The expertise of Admiral Blair

This fall, Admiral Dennis Blair — former Director of National Intelligence and leader of 16 national intelligence agencies — joined PWAD faculty as the first Knott Distinguished Visiting Professor of the Practice. 

Blair brings to Carolina 34 years of experience in the U.S. Navy; when he retired he was Commander and Chief, U.S. Pacific Command. After retirement, he was president and CEO of the Institute for Defense Analyses, then Director of National Intelligence. He served in high-level administrative positions under five presidents: Ford, Reagan, Clinton, G.W. Bush, Obama. 

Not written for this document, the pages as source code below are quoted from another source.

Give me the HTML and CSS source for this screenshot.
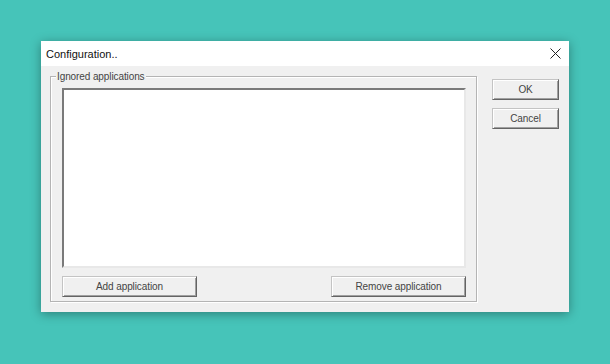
FILE: index.html
```html
<!DOCTYPE html>
<html lang="en">
<head>
    <meta charset="UTF-8">
    <meta name="viewport" content="width=device-width, initial-scale=1.0">
    <title>Configuration</title>
    <link rel="stylesheet" href="styles.css">
</head>
<body>
    <div class="dialog">
        <div class="titlebar">
            <span class="title">Configuration..</span>
            <svg class="close" width="11" height="11" viewBox="0 0 11 11">
                <path d="M0.5 0.5 L10.5 10.5 M10.5 0.5 L0.5 10.5" stroke="#222" stroke-width="1" fill="none"/>
            </svg>
        </div>
        <div class="content">
            <div class="group">
                <span class="group-label">Ignored applications</span>
                <div class="listbox"></div>
                <div class="group-buttons">
                    <button class="btn wide">Add application</button>
                    <button class="btn wide">Remove application</button>
                </div>
            </div>
            <div class="side">
                <button class="btn small">OK</button>
                <button class="btn small">Cancel</button>
            </div>
        </div>
    </div>
</body>
</html>
```

FILE: styles.css
```css
body {
    margin: 0;
    background: #46c4b9;
    font-family: 'Liberation Sans', Arial, sans-serif;
    width: 610px;
    height: 364px;
    overflow: hidden;
}
.dialog {
    margin: 41px 0 0 41px;
    width: 528px;
    box-shadow: 0 2px 10px rgba(0,0,0,0.35);
}
.titlebar {
    height: 25px;
    background: #fff;
    display: flex;
    align-items: center;
    justify-content: space-between;
    padding: 0 8px 0 5px;
}
.title {
    font-size: 11px;
    color: #111;
}
.close {
    display: block;
}
.content {
    background: #f0f0f0;
    display: flex;
    padding: 10px 10px 10px 9px;
}
.group {
    position: relative;
    width: 406px;
    border: 1px solid #b4b4b4;
    box-shadow: inset 1px 1px 0 #fff, 1px 1px 0 #fff;
    padding: 11px 10px 4px 11px;
}
.group-label {
    position: absolute;
    top: -6px;
    left: 5px;
    padding: 0 1px;
    background: #f0f0f0;
    font-size: 10px;
    color: #444;
    letter-spacing: -0.1px;
}
.listbox {
    height: 176px;
    background: #fff;
    border: 2px solid;
    border-color: #7a7a7a #e8e8e8 #e8e8e8 #7a7a7a;
}
.group-buttons {
    display: flex;
    justify-content: space-between;
    margin-top: 8px;
}
.btn {
    height: 21px;
    background: #f0f0f0;
    border: 1px solid;
    border-color: #c4c4c4 #646464 #646464 #c4c4c4;
    box-shadow: inset 1px 1px 0 #fff, inset -1px -1px 0 #a0a0a0;
    font-family: 'Liberation Sans', Arial, sans-serif;
    font-size: 10px;
    color: #444;
    padding: 0;
    letter-spacing: -0.1px;
}
.wide {
    width: 135px;
}
.side {
    display: flex;
    flex-direction: column;
    gap: 8px;
    margin-left: 15px;
    padding-top: 3px;
}
.small {
    width: 67px;
}
```
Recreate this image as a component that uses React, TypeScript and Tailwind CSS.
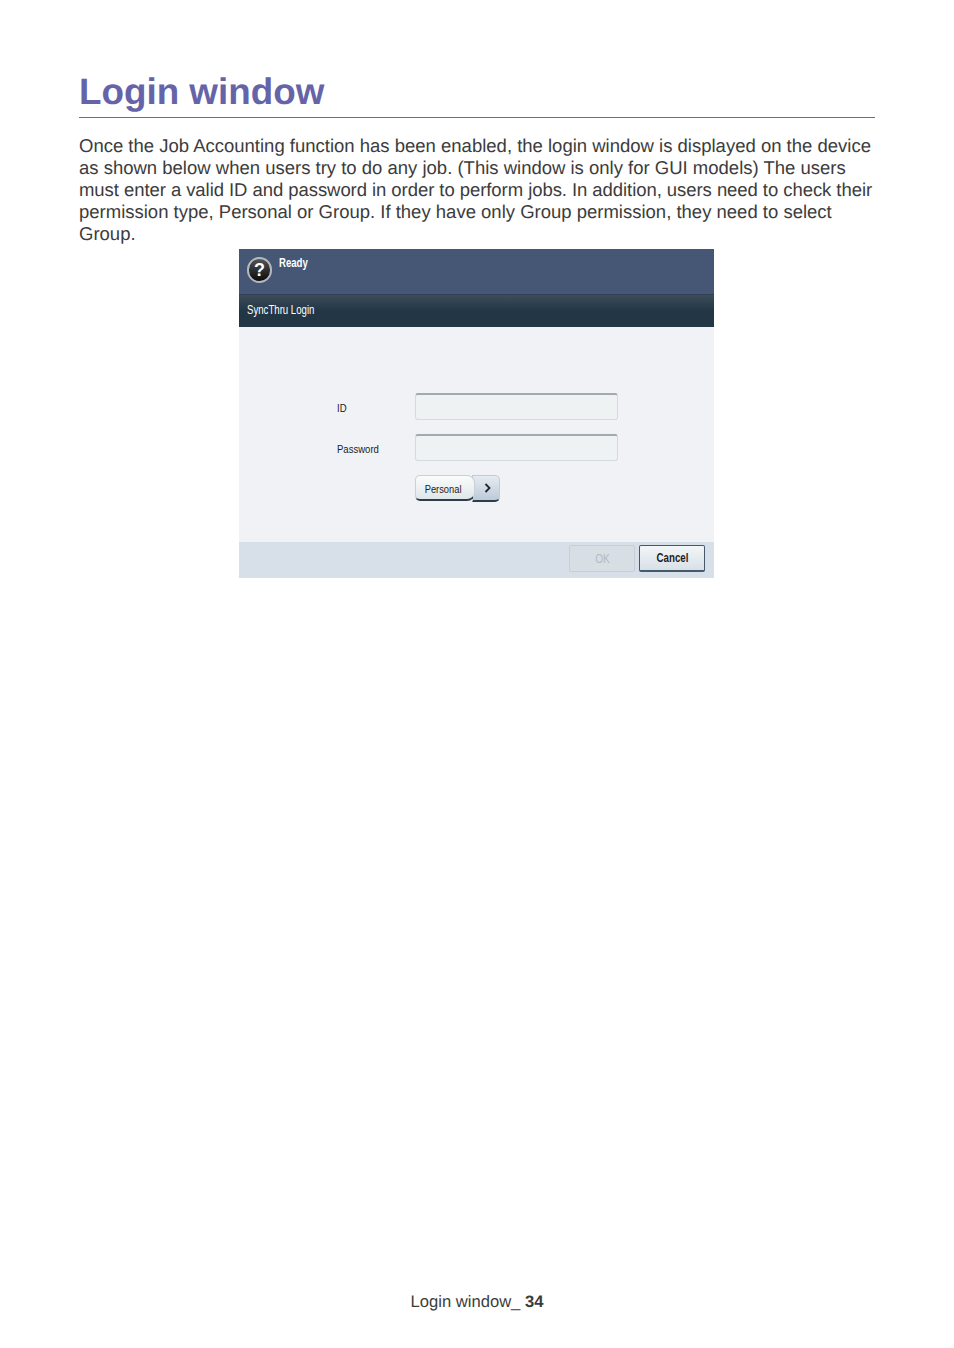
const font = "font-['Liberation_Sans',Arial,sans-serif]";

function HelpIcon() {
  return (
    <div className="flex h-[26px] w-[25px] items-center justify-center rounded-full border-2 border-[#b4b8c0] bg-gradient-to-b from-[#555] to-[#0c0c0c]">
      <span className="text-[18px] font-bold leading-none text-white">?</span>
    </div>
  );
}

function DeviceScreen() {
  return (
    <div className="ml-[160px] flex h-[329px] w-[475px] flex-col bg-[#f0f2f6]">
      {/* status bar */}
      <div className="flex h-[46px] gap-[6px] border-b border-[#303f55] bg-[#465675] pl-[8px] pt-[8px]">
        <HelpIcon />
        <span className="-mt-[1px] ml-[1px] inline-block origin-left scale-x-[.8] text-[12px] font-bold leading-[14px] text-white">Ready</span>
      </div>
      {/* title */}
      <div className="flex h-[32px] items-center bg-gradient-to-b from-[#3d4c58] via-[#223646] to-[#223646] pb-[3px] pl-[8px]">
        <span className="inline-block origin-left scale-x-[.77] text-[12.5px] leading-[14px] text-white">SyncThru Login</span>
      </div>
      {/* form */}
      <div className="flex flex-1 flex-col pl-[98px] pt-[66px]">
        <div className="flex h-[27px] items-center">
          <span className="w-[78px] origin-left scale-x-[.83] pt-[5px] text-[11.5px] text-[#222]">ID</span>
          <div className="h-[27px] w-[203px] rounded-[3px] border border-t-2 border-[#d5dadd] border-t-[#a3a9ad] bg-[#eff2f3]" />
        </div>
        <div className="mt-[14px] flex h-[27px] items-center">
          <span className="w-[78px] origin-left scale-x-[.83] pt-[5px] text-[11.5px] text-[#222]">Password</span>
          <div className="h-[27px] w-[203px] rounded-[3px] border border-t-2 border-[#d5dadd] border-t-[#a3a9ad] bg-[#eff2f3]" />
        </div>
        <div className="ml-[78px] mt-[14px] flex h-[27px] w-[85px]">
          <div className="z-10 flex h-[26px] w-[61px] items-center justify-center rounded-l-[5px] rounded-r-[8px] border border-b-2 border-[#c9d0d6] border-b-[#2f3d49] bg-gradient-to-b from-[#fbfcfc] to-[#dfe7ea]">
            <span className="inline-block scale-x-[.81] pr-[4px] pt-[5px] text-[11.5px] text-[#222]">Personal</span>
          </div>
          <div className="-ml-[3px] flex h-[27px] w-[28px] items-center justify-center rounded-r-[5px] border border-b-2 border-[#c3ccd6] border-b-[#2f3d49] bg-gradient-to-b from-[#e6ebf1] to-[#bccad9] pl-[2px]">
            <svg width="7" height="10" viewBox="0 0 7 10" fill="none">
              <path d="M1.5 1 L5.5 5 L1.5 9" stroke="#1d2833" strokeWidth="1.8" />
            </svg>
          </div>
        </div>
      </div>
      {/* footer */}
      <div className="flex h-[36px] items-start justify-end gap-[4px] bg-[#d7dfe9] pr-[9px] pt-[3px]">
        <div className="flex h-[27px] w-[66px] items-center justify-center rounded-[2px] border border-[#c6ced6] bg-[#d7dfe5]">
          <span className="inline-block scale-x-[.85] pl-[2px] pt-[1px] text-[12px] text-[#b3bbc2]">OK</span>
        </div>
        <div className="flex h-[27px] w-[66px] items-center justify-center rounded-[2px] border border-b-2 border-[#46596b] bg-gradient-to-b from-[#f3f6f8] to-[#d8e0e7]">
          <span className="inline-block scale-x-[.81] pl-[2px] text-[12px] font-bold text-[#1d1d1d]">Cancel</span>
        </div>
      </div>
    </div>
  );
}

export default function App() {
  return (
    <div className={`${font} flex h-[1348px] w-[954px] flex-col bg-white px-[79px] pt-[69px]`}>
      <h1 className="h-[49px] border-b border-[#6c68a8] text-[36.8px] font-bold leading-[46px] text-[#6664a8] [text-rendering:geometricPrecision]">
        Login window
      </h1>
      <p className="mt-[17px] whitespace-nowrap text-[18.5px] leading-[22px] text-[#3c3c3c] [text-rendering:geometricPrecision]">
        Once the Job Accounting function has been enabled, the login window is displayed on the device
        <br />
        as shown below when users try to do any job. (This window is only for GUI models) The users
        <br />
        <span className="tracking-[-0.06px]">must enter a valid ID and password in order to perform jobs. In addition, users need to check their</span>
        <br />
        permission type, Personal or Group. If they have only Group permission, they need to select
        <br />
        Group.
      </p>
      <div className="mt-[4px]">
        <DeviceScreen />
      </div>
      <div className="mt-[713px] text-center text-[16.6px] leading-[22px] text-[#3c3c3c] [text-rendering:geometricPrecision]">
        Login window_ <span className="font-bold">34</span>
      </div>
    </div>
  );
}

A graduate of the U.S. Naval Academy, Blair attended Oxford University as a Rhodes Scholar, along with the late Darryl Gless, renowned professor of Renaissance literature at UNC-Chapel Hill — Blair’s first connection to Carolina.

“Darryl was always trying to get me down to Chapel Hill to teach or lecture,” Blair recalled. “Now, I’m doing it. It’s time to pass on some of the things I’ve learned to coming generations.”

The course about 9/11

In his first-year seminar, “September 11: Origins, Consequences, and Where We Go from Here,” Blair finds himself teaching a generation of students “who were barely born or not even born at the time of the most significant event affecting our national security in the past 20 years.

“It is interesting to see 9/11 through the eyes of those who don’t have a personal memory of it,” noted Blair. “It gives me some perspective, to see how much of our reactions as adults have reached the next generation.”

The course explores how the terrorist attacks occurred and why the U.S. intelligence community and policymakers failed to prevent them, the effect on American government and politics, American reactions at home and abroad, and the aftermath of the attacks in the Middle East and the world.

A balanced approach

As we approach the 18th anniversary of 9/11, Blair noted the significant changes that come with time.

“The extremes to which we swung in the immediate reaction to 9/11 have been tamped down. We’ve eliminated the so-called black sites and extreme interrogation techniques of the CIA, and scaled back the extensive phone data gathering and storage by the NSA. Both seemed like good things to do right after the attacks but ran against international norms and personal privacy expectations and have proved not to be necessary to keep the country safe.

“We have a lot of data now as to what works and what doesn’t,” continued Blair, “and we should apply those lessons pretty carefully to ensure that we are finding the right balance between security and civil liberties, instead of swinging from one extreme or the other.”

This balance is a perspective that Blair hopes to instill in his students. 

“We’re trying to teach them that, in dealing with the threat of terrorists, like all difficult problems, the choices are not black and white, and the United States needs to find a way to strike a balance between freedom and security.”